The more important question, however, is whether the surface modification of the cerium oxide buffer layer would have significant influence on the properties of the YBCO film grown on top. Compared to only as-grown cerium oxide, annealed ones have been proven as better templates for the subsequent growth of YBCO. From investigations of the defect microstructures of YBCO films deposited on cerium oxide-buffered sapphire, as well as cross-sectional TEM observations, additional dislocations in YBCO were found to be induced by the presence of nanopores on the buffer layer. The threading dislocations in the YBCO film, parallel to the c-axis direction, act as effective flux pinning centers which contribute to the increase of the critical current density Jc. These YBCO films deposited on annealed cerium oxide surfaces containing a high density of nanopores have indeed been shown to possess increased values of Jc’s .

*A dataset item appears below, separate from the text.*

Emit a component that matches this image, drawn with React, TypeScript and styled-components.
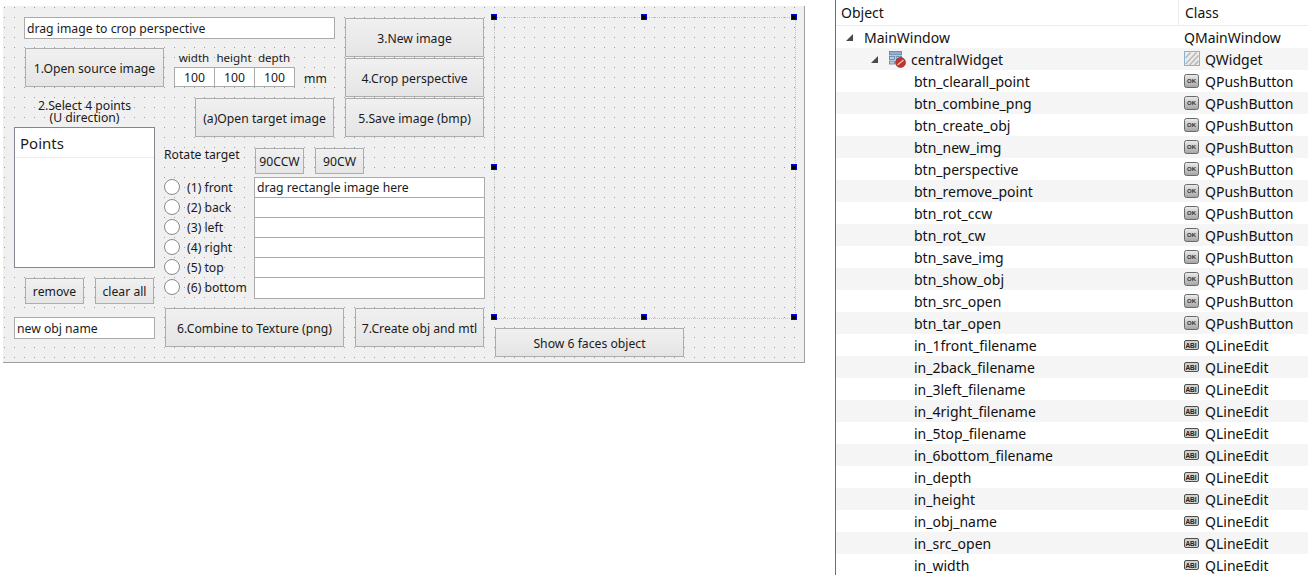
import styled, { createGlobalStyle } from "styled-components";

const GlobalStyle = createGlobalStyle`
    html, body {
        margin: 0;
        padding: 0;
        width: 1308px;
        height: 575px;
        overflow: hidden;
        background-color: #ffffff;
    }
`;

const Page = styled.div`
    display: flex;
    width: 1308px;
    height: 575px;
    overflow: hidden;
    background-color: #ffffff;
    font-family: "Noto Sans", "Liberation Sans", sans-serif;
`;

const FormArea = styled.div`
    width: 835px;
    flex-shrink: 0;
    padding: 6px 0 0 3px;
    box-sizing: border-box;
`;

const Canvas = styled.div`
    display: flex;
    gap: 9px;
    width: 802px;
    height: 357px;
    padding: 11px 0 0 11px;
    box-sizing: border-box;
    border-right: 1px solid #a0a0a0;
    border-bottom: 1px solid #a0a0a0;
    background-color: #f0f0f0;
    background-image: radial-gradient(circle at 1.5px 1.5px, #a0a0a0 0.5px, transparent 0.6px);
    background-size: 10px 10px;
    font-size: 12.2px;
    color: #1a1a1a;
`;

const FormGrid = styled.div`
    display: grid;
    width: 471px;
    grid-template-columns: 141px 190px 140px;
    grid-template-rows: 31px 50px 49px auto;
`;

const TopLine = styled.div`
    grid-column: 1 / 3;
    grid-row: 1;
    margin-left: 10px;
`;

const SourceRow = styled.div`
    grid-column: 1 / 3;
    grid-row: 2;
    display: flex;
    align-items: flex-start;
    margin-left: 11px;
`;

const TargetCell = styled.div`
    grid-column: 2;
    grid-row: 3;
    margin-left: 40px;
`;

const ButtonStack = styled.div`
    grid-column: 3;
    grid-row: 1 / 4;
    display: flex;
    flex-direction: column;
    gap: 1px;
    padding-top: 1px;
`;

const PointsColumn = styled.div`
    grid-column: 1;
    grid-row: 3 / 5;
    display: flex;
    flex-direction: column;
    padding-top: 1px;
`;

const FacesColumn = styled.div`
    grid-column: 2 / 4;
    grid-row: 4;
    display: flex;
    flex-direction: column;
    padding: 1px 0 0 9px;
`;

const PushBtn = styled.div<{ $w: number; $h: number }>`
    display: flex;
    align-items: center;
    justify-content: center;
    flex: none;
    width: ${(p) => p.$w}px;
    height: ${(p) => p.$h}px;
    padding-top: 1px;
    box-sizing: border-box;
    border: 1px solid #adadad;
    background: linear-gradient(#f0f0f0, #e5e5e5);
    white-space: nowrap;
`;

const LineEdit = styled.div<{ $w: number; $h: number; $center?: boolean }>`
    display: flex;
    align-items: center;
    justify-content: ${(p) => (p.$center ? "center" : "flex-start")};
    flex: none;
    width: ${(p) => p.$w}px;
    height: ${(p) => p.$h}px;
    padding: 0 2px;
    box-sizing: border-box;
    border: 1px solid #ababab;
    background-color: #ffffff;
    white-space: nowrap;
`;

const DimGroup = styled.div`
    display: grid;
    grid-template-columns: repeat(3, 40px);
    grid-template-rows: 19px 20px;
    margin-left: 10px;
`;

const DimLabel = styled.div`
    display: flex;
    align-items: center;
    justify-content: center;
    height: 19px;
    font-size: 11.6px;
`;

const UnitLabel = styled.div`
    margin: 22px 0 0 10px;
`;

const SelectLabel = styled.div`
    height: 26px;
    margin-bottom: 2px;
    padding-top: 1px;
    box-sizing: border-box;
    text-align: center;
    line-height: 12px;
    white-space: nowrap;
`;

const ListBox = styled.div`
    width: 141px;
    height: 141px;
    box-sizing: border-box;
    border: 1px solid #828790;
    background-color: #ffffff;
`;

const ListHeader = styled.div`
    height: 29px;
    padding-left: 5px;
    display: flex;
    align-items: center;
    font-size: 15px;
    border-bottom: 1px solid #e9eff2;
`;

const PointButtons = styled.div`
    display: flex;
    gap: 11px;
    margin: 10px 0 13px 11px;
`;

const RotateRow = styled.div`
    display: flex;
    height: 26px;
`;

const RotateLabel = styled.div`
    width: 91px;
    flex: none;
    height: 14px;
    line-height: 14px;
`;

const RotateGap = styled.div`
    width: 11px;
    flex: none;
`;

const FaceList = styled.div`
    margin-top: 3px;
`;

const FaceRow = styled.div<{ $last: boolean }>`
    display: flex;
    height: ${(p) => (p.$last ? 22 : 20)}px;
`;

const Radio = styled.div`
    width: 16px;
    height: 16px;
    flex: none;
    margin: 2px 7px 0 0;
    box-sizing: border-box;
    border: 1px solid #8a8a8a;
    border-radius: 50%;
    background-color: #ffffff;
`;

const FaceLabel = styled.div`
    width: 67px;
    flex: none;
    height: 20px;
    padding-top: 1px;
    box-sizing: border-box;
    line-height: 20px;
    white-space: nowrap;
`;

const BottomRow = styled.div`
    display: flex;
    gap: 11px;
    margin: 9px 0 0 1px;
`;

const RightColumn = styled.div`
    display: flex;
    flex-direction: column;
`;

const LayoutFrame = styled.div`
    position: relative;
    width: 300px;
    height: 300px;
    border: 1px dotted #c4c4c4;
`;

const Handle = styled.div<{ $left: number; $top: number }>`
    position: absolute;
    left: ${(p) => p.$left}%;
    top: ${(p) => p.$top}%;
    width: 6px;
    height: 6px;
    transform: translate(-4px, -4px);
    box-sizing: border-box;
    background-color: #000000;
    border: 1px solid #0000e0;
`;

const ShowRow = styled.div`
    margin: 9px 0 0 1px;
`;

const InspectorPanel = styled.div`
    flex: 1;
    border-left: 1px solid #6e6e6e;
    font-size: 14px;
    color: #111111;
`;

const HeaderRow = styled.div`
    display: flex;
    height: 25px;
    border-bottom: 1px solid #ececec;
`;

const HeaderCell = styled.div<{ $w?: number }>`
    width: ${(p) => (p.$w ? `${p.$w}px` : "auto")};
    flex: ${(p) => (p.$w ? "none" : "1")};
    box-sizing: border-box;
    padding-left: ${(p) => (p.$w ? 5 : 6)}px;
    display: flex;
    align-items: center;
    border-right: ${(p) => (p.$w ? "1px solid #ececec" : "none")};
`;

const TreeRow = styled.div<{ $alt: boolean }>`
    display: flex;
    height: 22px;
    align-items: center;
    background-color: ${(p) => (p.$alt ? "#f5f5f5" : "#ffffff")};
`;

const ObjectCell = styled.div<{ $indent: number }>`
    width: 343px;
    flex: none;
    box-sizing: border-box;
    padding-left: ${(p) => p.$indent}px;
    display: flex;
    align-items: center;
`;

const ClassCell = styled.div`
    flex: 1;
    display: flex;
    align-items: center;
    gap: 5px;
    padding-left: 5px;
`;

const Arrow = styled.svg`
    flex: none;
    margin-right: 10px;
`;

const NodeIcon = styled.svg`
    flex: none;
    margin-right: 5px;
`;

const ClassIcon = styled.svg`
    flex: none;
    display: block;
`;

const ExpandArrow = () => (
    <Arrow width="9" height="9" viewBox="0 0 9 9">
        <path d="M8 1V8H1Z" fill="#4a4a4a" />
    </Arrow>
);

const ContainerIcon = () => (
    <NodeIcon width="17" height="17" viewBox="0 0 17 17">
        <rect x="0.5" y="0.5" width="12" height="3.5" fill="#8fb0cf" stroke="#5a7fa5" strokeWidth="0.8" />
        <rect x="0.5" y="5.5" width="5" height="3" fill="#b9cde0" stroke="#5a7fa5" strokeWidth="0.8" />
        <rect x="7" y="5.5" width="5.5" height="3" fill="#b9cde0" stroke="#5a7fa5" strokeWidth="0.8" />
        <rect x="0.5" y="10" width="5" height="3" fill="#b9cde0" stroke="#5a7fa5" strokeWidth="0.8" />
        <circle cx="11.5" cy="11.5" r="5" fill="#c0352e" stroke="#8a1d18" strokeWidth="0.6" />
        <path d="M8.5 14L14.5 9" stroke="#e9c4c1" strokeWidth="1.2" />
    </NodeIcon>
);

const WidgetIcon = () => (
    <ClassIcon width="16" height="16" viewBox="0 0 16 16">
        <rect x="0.5" y="0.5" width="15" height="14" fill="#ececec" stroke="#8db2d8" />
        <path d="M1.5 7L6.5 1.5M1.5 13L12.5 1.5M5.5 14L14.5 4.5M10.5 14L14.5 10" stroke="#bdbdbd" strokeWidth="1.8" />
    </ClassIcon>
);

const ButtonIcon = () => (
    <ClassIcon width="16" height="16" viewBox="0 0 16 16">
        <defs>
            <linearGradient id="okface" x1="0" y1="0" x2="0" y2="1">
                <stop offset="0" stopColor="#ededed" />
                <stop offset="1" stopColor="#a4a4a4" />
            </linearGradient>
        </defs>
        <rect x="0.5" y="1.5" width="14" height="13" rx="2" fill="url(#okface)" stroke="#6a6a6a" />
        <text x="7.5" y="10" textAnchor="middle" fontSize="6" fontFamily="Liberation Sans" fontWeight="bold" fill="#333333">OK</text>
    </ClassIcon>
);

const EditIcon = () => (
    <ClassIcon width="16" height="16" viewBox="0 0 16 16">
        <rect x="0.5" y="3.5" width="14" height="9" rx="1.5" fill="#d0d0d0" stroke="#4f4f4f" />
        <text x="7" y="10.5" textAnchor="middle" fontSize="6.5" fontFamily="Liberation Sans" fontWeight="bold" fill="#222222">ABI</text>
    </ClassIcon>
);

const handles = [
    [0, 0], [50, 0], [100, 0],
    [0, 50], [100, 50],
    [0, 100], [50, 100], [100, 100],
];

const faces = ["(1) front", "(2) back", "(3) left", "(4) right", "(5) top", "(6) bottom"];

const dimensions = ["width", "height", "depth"];

const objects: [string, "btn" | "in"][] = [
    ["btn_clearall_point", "btn"],
    ["btn_combine_png", "btn"],
    ["btn_create_obj", "btn"],
    ["btn_new_img", "btn"],
    ["btn_perspective", "btn"],
    ["btn_remove_point", "btn"],
    ["btn_rot_ccw", "btn"],
    ["btn_rot_cw", "btn"],
    ["btn_save_img", "btn"],
    ["btn_show_obj", "btn"],
    ["btn_src_open", "btn"],
    ["btn_tar_open", "btn"],
    ["in_1front_filename", "in"],
    ["in_2back_filename", "in"],
    ["in_3left_filename", "in"],
    ["in_4right_filename", "in"],
    ["in_5top_filename", "in"],
    ["in_6bottom_filename", "in"],
    ["in_depth", "in"],
    ["in_height", "in"],
    ["in_obj_name", "in"],
    ["in_src_open", "in"],
    ["in_width", "in"],
];

export default function App() {
    return (
        <Page>
            <GlobalStyle />
            <FormArea>
                <Canvas>
                    <FormGrid>
                        <TopLine>
                            <LineEdit $w={311} $h={22}>drag image to crop perspective</LineEdit>
                        </TopLine>
                        <SourceRow>
                            <PushBtn $w={139} $h={39}>1.Open source image</PushBtn>
                            <DimGroup>
                                {dimensions.map((d) => <DimLabel key={d}>{d}</DimLabel>)}
                                {dimensions.map((d) => <LineEdit key={d} $center $w={41} $h={20}>100</LineEdit>)}
                            </DimGroup>
                            <UnitLabel>mm</UnitLabel>
                        </SourceRow>
                        <TargetCell>
                            <PushBtn $w={139} $h={39}>(a)Open target image</PushBtn>
                        </TargetCell>
                        <ButtonStack>
                            <PushBtn $w={139} $h={39}>3.New image</PushBtn>
                            <PushBtn $w={139} $h={39}>4.Crop perspective</PushBtn>
                            <PushBtn $w={139} $h={39}>5.Save image (bmp)</PushBtn>
                        </ButtonStack>

                        <PointsColumn>
                            <SelectLabel>2.Select 4 points<br />(U direction)</SelectLabel>
                            <ListBox>
                                <ListHeader>Points</ListHeader>
                            </ListBox>
                            <PointButtons>
                                <PushBtn $w={59} $h={26}>remove</PushBtn>
                                <PushBtn $w={59} $h={26}>clear all</PushBtn>
                            </PointButtons>
                            <LineEdit $w={141} $h={22}>new obj name</LineEdit>
                        </PointsColumn>

                        <FacesColumn>
                            <RotateRow>
                                <RotateLabel>Rotate target</RotateLabel>
                                <PushBtn $w={49} $h={26}>90CCW</PushBtn>
                                <RotateGap />
                                <PushBtn $w={49} $h={26}>90CW</PushBtn>
                            </RotateRow>
                            <FaceList>
                                {faces.map((face, i) => (
                                    <FaceRow key={face} $last={i === 5}>
                                        <Radio />
                                        <FaceLabel>{face}</FaceLabel>
                                        <LineEdit $w={231} $h={i === 5 ? 22 : 21}>
                                            {i === 0 ? "drag rectangle image here" : ""}
                                        </LineEdit>
                                    </FaceRow>
                                ))}
                            </FaceList>
                            <BottomRow>
                                <PushBtn $w={179} $h={39}>6.Combine to Texture (png)</PushBtn>
                                <PushBtn $w={129} $h={39}>7.Create obj and mtl</PushBtn>
                            </BottomRow>
                        </FacesColumn>
                    </FormGrid>

                    <RightColumn>
                        <LayoutFrame>
                            {handles.map(([left, top]) => <Handle key={`${left}-${top}`} $left={left} $top={top} />)}
                        </LayoutFrame>
                        <ShowRow>
                            <PushBtn $w={189} $h={29}>Show 6 faces object</PushBtn>
                        </ShowRow>
                    </RightColumn>
                </Canvas>
            </FormArea>

            <InspectorPanel>
                <HeaderRow>
                    <HeaderCell $w={343}>Object</HeaderCell>
                    <HeaderCell>Class</HeaderCell>
                </HeaderRow>
                <TreeRow $alt={false}>
                    <ObjectCell $indent={9}><ExpandArrow />MainWindow</ObjectCell>
                    <ClassCell>QMainWindow</ClassCell>
                </TreeRow>
                <TreeRow $alt>
                    <ObjectCell $indent={34}><ExpandArrow /><ContainerIcon />centralWidget</ObjectCell>
                    <ClassCell><WidgetIcon />QWidget</ClassCell>
                </TreeRow>
                {objects.map(([name, kind], i) => (
                    <TreeRow key={name} $alt={i % 2 === 1}>
                        <ObjectCell $indent={78}>{name}</ObjectCell>
                        <ClassCell>
                            {kind === "btn" ? <ButtonIcon /> : <EditIcon />}
                            {kind === "btn" ? "QPushButton" : "QLineEdit"}
                        </ClassCell>
                    </TreeRow>
                ))}
            </InspectorPanel>
        </Page>
    );
}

 K. Develos-Bagarinao, H. Yamasaki, Y. Nakagawa, J. C. Nie, M. Sohma and T. Kumagai, “Comparative studies of nanostructural and morphological evolution of CeO2 thin films induced by high-temperature annealing,” Nanotechnology, 18 (2007) 165605.
 K. Develos-Bagarinao, H. Yamasaki, and Y. Nakagawa, “Effect of surface modification of CeO2 buffer layers on Jc and defect microstructures of large-area YBCO thin films,” Supercond. Sci. Technol. 19 (2006) 873-882.